▶ The request: Look below for the line containing "What React and"; from there through the line containing "const [running, setRunning]", both lines included, please set down each line exactly and nothing else.

(Rows from a dataset of pages and code)
==================================================

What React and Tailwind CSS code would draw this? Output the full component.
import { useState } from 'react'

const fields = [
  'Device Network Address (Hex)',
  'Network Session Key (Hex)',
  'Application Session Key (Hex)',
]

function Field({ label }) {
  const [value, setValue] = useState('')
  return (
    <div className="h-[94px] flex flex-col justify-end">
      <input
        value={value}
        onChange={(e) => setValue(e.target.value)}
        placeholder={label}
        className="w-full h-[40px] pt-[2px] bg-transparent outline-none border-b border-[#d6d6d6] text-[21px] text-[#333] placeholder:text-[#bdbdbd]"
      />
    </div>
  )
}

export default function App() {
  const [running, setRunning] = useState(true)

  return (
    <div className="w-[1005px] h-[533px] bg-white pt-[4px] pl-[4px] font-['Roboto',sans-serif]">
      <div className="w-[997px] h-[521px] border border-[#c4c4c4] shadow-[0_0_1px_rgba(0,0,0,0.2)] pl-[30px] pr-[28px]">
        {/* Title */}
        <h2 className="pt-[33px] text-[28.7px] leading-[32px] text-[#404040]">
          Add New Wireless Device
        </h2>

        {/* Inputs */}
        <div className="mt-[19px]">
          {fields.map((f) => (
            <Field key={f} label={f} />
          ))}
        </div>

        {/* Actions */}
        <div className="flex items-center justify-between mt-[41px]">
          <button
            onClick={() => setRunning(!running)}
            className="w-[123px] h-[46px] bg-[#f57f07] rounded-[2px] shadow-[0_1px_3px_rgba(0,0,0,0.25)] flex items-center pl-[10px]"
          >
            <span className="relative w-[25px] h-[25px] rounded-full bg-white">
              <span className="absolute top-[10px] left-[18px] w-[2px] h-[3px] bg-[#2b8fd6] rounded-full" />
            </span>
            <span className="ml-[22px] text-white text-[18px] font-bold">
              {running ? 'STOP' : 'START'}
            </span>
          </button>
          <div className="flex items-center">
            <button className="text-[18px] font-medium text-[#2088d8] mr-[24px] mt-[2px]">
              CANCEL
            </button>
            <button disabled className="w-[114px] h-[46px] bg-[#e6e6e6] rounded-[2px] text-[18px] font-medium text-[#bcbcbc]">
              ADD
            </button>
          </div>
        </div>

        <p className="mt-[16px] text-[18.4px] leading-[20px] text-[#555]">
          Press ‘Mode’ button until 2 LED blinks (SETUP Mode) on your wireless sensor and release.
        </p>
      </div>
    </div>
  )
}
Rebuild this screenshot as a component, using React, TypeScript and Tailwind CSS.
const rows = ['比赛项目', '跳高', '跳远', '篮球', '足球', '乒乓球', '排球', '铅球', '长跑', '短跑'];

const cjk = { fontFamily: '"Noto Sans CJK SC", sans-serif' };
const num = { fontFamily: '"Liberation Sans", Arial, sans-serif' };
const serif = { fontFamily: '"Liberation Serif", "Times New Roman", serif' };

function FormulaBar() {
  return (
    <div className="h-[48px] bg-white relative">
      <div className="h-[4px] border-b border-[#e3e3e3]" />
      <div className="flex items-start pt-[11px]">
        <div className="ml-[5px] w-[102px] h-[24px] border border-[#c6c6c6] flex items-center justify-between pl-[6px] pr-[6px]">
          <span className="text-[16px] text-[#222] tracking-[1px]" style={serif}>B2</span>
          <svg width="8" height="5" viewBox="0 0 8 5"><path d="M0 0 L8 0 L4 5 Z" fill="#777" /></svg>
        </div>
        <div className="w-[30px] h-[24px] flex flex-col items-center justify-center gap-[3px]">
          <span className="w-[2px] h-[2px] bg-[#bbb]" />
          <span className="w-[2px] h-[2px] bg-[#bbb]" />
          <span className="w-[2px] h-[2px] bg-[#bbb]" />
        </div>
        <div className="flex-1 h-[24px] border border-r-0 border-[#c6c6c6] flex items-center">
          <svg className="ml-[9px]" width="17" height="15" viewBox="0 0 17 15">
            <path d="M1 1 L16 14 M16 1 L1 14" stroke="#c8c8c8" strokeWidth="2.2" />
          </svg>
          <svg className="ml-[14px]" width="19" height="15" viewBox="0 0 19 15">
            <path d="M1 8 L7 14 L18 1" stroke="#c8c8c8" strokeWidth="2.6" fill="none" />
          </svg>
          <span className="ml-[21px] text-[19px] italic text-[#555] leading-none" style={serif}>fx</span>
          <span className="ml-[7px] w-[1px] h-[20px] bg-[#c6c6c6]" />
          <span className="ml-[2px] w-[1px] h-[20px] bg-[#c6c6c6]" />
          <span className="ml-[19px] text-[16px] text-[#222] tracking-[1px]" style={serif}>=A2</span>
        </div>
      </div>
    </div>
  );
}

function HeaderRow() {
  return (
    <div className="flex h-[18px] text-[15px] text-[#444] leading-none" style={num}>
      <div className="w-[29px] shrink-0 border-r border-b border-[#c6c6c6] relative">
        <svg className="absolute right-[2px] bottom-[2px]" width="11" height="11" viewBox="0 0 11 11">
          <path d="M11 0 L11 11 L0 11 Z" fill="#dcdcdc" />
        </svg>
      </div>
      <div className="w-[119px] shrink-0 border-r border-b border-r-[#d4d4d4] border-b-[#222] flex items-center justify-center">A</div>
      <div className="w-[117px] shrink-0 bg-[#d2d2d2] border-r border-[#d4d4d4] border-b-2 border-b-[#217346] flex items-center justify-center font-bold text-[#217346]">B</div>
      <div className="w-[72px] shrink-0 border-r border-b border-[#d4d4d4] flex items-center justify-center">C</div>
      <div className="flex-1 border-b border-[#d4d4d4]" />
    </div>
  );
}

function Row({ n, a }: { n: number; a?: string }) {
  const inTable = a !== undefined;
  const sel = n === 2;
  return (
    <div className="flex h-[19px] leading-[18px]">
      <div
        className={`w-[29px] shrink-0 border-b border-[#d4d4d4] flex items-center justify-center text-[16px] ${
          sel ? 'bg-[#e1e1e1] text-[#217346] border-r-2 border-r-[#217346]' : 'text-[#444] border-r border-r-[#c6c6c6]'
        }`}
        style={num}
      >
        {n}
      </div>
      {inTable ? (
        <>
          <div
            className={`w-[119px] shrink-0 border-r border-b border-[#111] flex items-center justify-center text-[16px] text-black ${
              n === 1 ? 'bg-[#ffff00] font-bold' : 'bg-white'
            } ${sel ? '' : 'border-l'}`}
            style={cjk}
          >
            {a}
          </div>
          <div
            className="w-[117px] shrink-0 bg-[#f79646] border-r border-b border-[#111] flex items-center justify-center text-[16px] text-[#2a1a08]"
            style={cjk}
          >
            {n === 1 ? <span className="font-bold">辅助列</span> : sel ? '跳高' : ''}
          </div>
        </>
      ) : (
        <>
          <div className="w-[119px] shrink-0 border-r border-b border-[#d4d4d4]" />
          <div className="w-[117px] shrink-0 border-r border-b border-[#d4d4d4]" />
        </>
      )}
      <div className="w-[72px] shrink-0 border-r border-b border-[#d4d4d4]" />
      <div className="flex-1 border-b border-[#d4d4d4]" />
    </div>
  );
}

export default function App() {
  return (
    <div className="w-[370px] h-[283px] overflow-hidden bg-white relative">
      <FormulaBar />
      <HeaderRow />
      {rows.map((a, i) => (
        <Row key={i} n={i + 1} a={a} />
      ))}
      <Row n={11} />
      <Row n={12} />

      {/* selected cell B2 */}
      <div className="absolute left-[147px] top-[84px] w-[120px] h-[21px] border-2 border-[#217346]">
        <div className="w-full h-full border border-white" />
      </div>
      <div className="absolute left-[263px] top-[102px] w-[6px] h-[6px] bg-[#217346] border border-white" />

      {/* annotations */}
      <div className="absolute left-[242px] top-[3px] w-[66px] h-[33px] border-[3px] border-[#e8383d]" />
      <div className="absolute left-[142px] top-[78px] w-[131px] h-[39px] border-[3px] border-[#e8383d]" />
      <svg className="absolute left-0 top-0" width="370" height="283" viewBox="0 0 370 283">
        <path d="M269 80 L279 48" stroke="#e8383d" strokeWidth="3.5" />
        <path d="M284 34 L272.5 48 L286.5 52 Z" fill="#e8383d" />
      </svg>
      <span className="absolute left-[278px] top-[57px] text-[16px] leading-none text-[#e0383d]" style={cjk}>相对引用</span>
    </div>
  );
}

==================================================

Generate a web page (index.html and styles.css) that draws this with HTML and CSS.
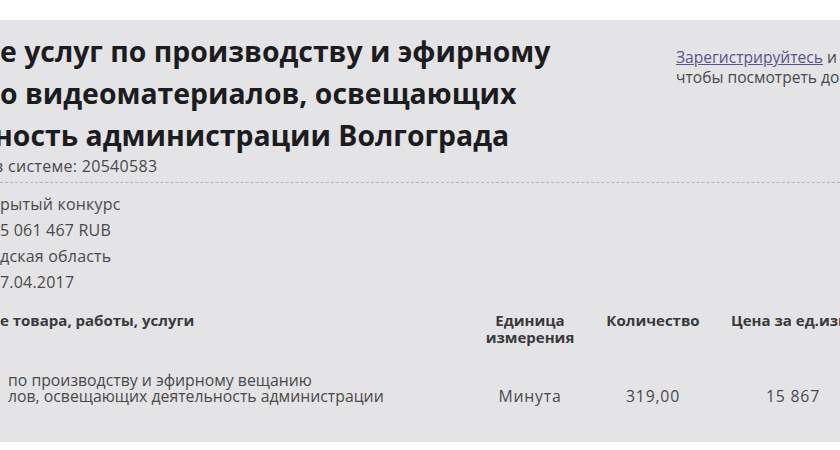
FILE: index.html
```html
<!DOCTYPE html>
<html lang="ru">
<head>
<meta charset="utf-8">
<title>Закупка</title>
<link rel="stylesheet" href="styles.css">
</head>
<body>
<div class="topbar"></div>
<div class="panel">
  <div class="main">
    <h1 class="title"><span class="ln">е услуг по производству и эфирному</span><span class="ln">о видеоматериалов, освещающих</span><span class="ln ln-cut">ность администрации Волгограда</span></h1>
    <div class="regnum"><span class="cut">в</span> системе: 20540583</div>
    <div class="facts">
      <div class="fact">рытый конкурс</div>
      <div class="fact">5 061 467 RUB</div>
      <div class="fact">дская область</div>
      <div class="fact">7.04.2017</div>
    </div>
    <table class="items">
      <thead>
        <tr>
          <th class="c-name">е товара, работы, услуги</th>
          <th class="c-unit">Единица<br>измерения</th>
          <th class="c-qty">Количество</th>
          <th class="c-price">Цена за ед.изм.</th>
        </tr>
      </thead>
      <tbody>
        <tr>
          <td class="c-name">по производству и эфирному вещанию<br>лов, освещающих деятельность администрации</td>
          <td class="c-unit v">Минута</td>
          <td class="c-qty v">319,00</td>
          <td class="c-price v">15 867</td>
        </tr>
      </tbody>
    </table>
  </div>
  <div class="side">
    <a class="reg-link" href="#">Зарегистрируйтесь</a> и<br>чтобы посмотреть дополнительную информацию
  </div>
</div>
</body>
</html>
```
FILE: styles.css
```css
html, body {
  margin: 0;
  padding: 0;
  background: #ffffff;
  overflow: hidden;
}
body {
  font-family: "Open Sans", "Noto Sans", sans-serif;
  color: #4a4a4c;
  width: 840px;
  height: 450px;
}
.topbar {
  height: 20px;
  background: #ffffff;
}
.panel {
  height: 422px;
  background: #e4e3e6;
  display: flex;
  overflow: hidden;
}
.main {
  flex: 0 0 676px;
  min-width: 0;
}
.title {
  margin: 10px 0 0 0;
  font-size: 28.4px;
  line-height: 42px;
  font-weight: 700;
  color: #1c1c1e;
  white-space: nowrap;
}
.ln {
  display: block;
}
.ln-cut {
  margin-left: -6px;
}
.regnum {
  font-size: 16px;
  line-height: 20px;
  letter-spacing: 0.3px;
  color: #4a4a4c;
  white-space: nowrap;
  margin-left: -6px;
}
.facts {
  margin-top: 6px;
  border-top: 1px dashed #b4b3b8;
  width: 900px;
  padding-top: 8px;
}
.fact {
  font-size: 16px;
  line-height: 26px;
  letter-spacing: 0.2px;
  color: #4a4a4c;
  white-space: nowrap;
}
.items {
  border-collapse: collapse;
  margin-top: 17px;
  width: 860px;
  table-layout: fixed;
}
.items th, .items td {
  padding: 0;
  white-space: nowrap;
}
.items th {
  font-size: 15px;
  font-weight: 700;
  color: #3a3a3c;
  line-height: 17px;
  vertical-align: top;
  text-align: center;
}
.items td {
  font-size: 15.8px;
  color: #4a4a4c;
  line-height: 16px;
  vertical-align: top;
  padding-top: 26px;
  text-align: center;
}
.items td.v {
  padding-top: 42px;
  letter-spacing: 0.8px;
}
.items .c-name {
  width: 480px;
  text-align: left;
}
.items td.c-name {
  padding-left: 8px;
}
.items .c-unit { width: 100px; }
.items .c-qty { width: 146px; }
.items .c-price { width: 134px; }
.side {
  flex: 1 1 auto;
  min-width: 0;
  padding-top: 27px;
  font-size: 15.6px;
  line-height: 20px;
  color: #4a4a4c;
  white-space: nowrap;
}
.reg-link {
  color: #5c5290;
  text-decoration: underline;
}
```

==================================================

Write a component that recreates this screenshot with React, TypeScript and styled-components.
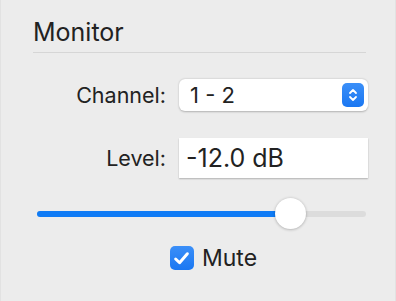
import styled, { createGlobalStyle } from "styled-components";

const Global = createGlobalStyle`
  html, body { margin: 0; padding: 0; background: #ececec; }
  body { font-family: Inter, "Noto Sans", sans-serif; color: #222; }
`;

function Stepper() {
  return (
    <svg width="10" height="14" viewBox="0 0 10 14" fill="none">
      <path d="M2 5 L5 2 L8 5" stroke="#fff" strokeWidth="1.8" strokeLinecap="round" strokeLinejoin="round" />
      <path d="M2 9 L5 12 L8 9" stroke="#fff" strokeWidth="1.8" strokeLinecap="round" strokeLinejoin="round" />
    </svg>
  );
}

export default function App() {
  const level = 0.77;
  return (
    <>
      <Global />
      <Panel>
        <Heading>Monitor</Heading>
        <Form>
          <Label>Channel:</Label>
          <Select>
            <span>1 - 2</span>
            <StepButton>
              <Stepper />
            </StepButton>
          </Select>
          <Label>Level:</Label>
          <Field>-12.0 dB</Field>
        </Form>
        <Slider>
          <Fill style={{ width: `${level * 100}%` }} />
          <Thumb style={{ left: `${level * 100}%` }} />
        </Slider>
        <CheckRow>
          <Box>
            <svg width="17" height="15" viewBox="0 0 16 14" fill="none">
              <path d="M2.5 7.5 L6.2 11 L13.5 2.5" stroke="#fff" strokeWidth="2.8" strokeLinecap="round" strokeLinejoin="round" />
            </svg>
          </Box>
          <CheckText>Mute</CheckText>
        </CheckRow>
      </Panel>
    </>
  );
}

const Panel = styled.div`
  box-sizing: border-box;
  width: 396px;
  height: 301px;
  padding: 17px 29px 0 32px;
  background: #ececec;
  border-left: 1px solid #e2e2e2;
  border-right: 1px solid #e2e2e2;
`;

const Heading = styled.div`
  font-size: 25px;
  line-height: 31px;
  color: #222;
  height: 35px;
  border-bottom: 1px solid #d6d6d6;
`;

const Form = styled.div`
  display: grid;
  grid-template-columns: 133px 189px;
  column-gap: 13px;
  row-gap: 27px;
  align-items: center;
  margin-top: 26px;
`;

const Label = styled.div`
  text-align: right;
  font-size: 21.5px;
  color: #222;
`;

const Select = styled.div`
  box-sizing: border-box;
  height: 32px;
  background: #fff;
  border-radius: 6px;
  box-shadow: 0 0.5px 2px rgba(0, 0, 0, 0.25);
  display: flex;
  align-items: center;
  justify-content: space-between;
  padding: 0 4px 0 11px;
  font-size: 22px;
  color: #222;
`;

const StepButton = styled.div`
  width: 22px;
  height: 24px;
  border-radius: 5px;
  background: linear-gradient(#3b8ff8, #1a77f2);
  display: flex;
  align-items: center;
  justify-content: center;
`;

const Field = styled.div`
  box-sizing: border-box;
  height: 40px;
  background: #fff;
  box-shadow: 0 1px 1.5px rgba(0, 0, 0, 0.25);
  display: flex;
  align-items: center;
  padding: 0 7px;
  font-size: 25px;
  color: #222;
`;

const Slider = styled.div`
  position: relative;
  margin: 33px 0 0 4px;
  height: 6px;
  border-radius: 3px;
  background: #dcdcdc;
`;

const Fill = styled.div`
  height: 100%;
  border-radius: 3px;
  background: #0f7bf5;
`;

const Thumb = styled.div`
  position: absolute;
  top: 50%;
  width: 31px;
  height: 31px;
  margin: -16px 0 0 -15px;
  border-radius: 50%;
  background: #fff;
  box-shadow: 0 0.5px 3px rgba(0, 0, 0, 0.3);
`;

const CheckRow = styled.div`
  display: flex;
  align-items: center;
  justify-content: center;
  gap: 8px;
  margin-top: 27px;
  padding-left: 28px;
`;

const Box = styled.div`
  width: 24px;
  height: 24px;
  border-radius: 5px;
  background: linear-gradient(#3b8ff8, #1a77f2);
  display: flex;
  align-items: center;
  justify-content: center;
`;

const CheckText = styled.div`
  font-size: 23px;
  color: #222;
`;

==================================================

▶ Task answer:
What React and Tailwind CSS code would draw this? Output the full component.
import { useState } from 'react'

const fields = [
  'Device Network Address (Hex)',
  'Network Session Key (Hex)',
  'Application Session Key (Hex)',
]

function Field({ label }) {
  const [value, setValue] = useState('')
  return (
    <div className="h-[94px] flex flex-col justify-end">
      <input
        value={value}
        onChange={(e) => setValue(e.target.value)}
        placeholder={label}
        className="w-full h-[40px] pt-[2px] bg-transparent outline-none border-b border-[#d6d6d6] text-[21px] text-[#333] placeholder:text-[#bdbdbd]"
      />
    </div>
  )
}

export default function App() {
  const [running, setRunning] = useState(true)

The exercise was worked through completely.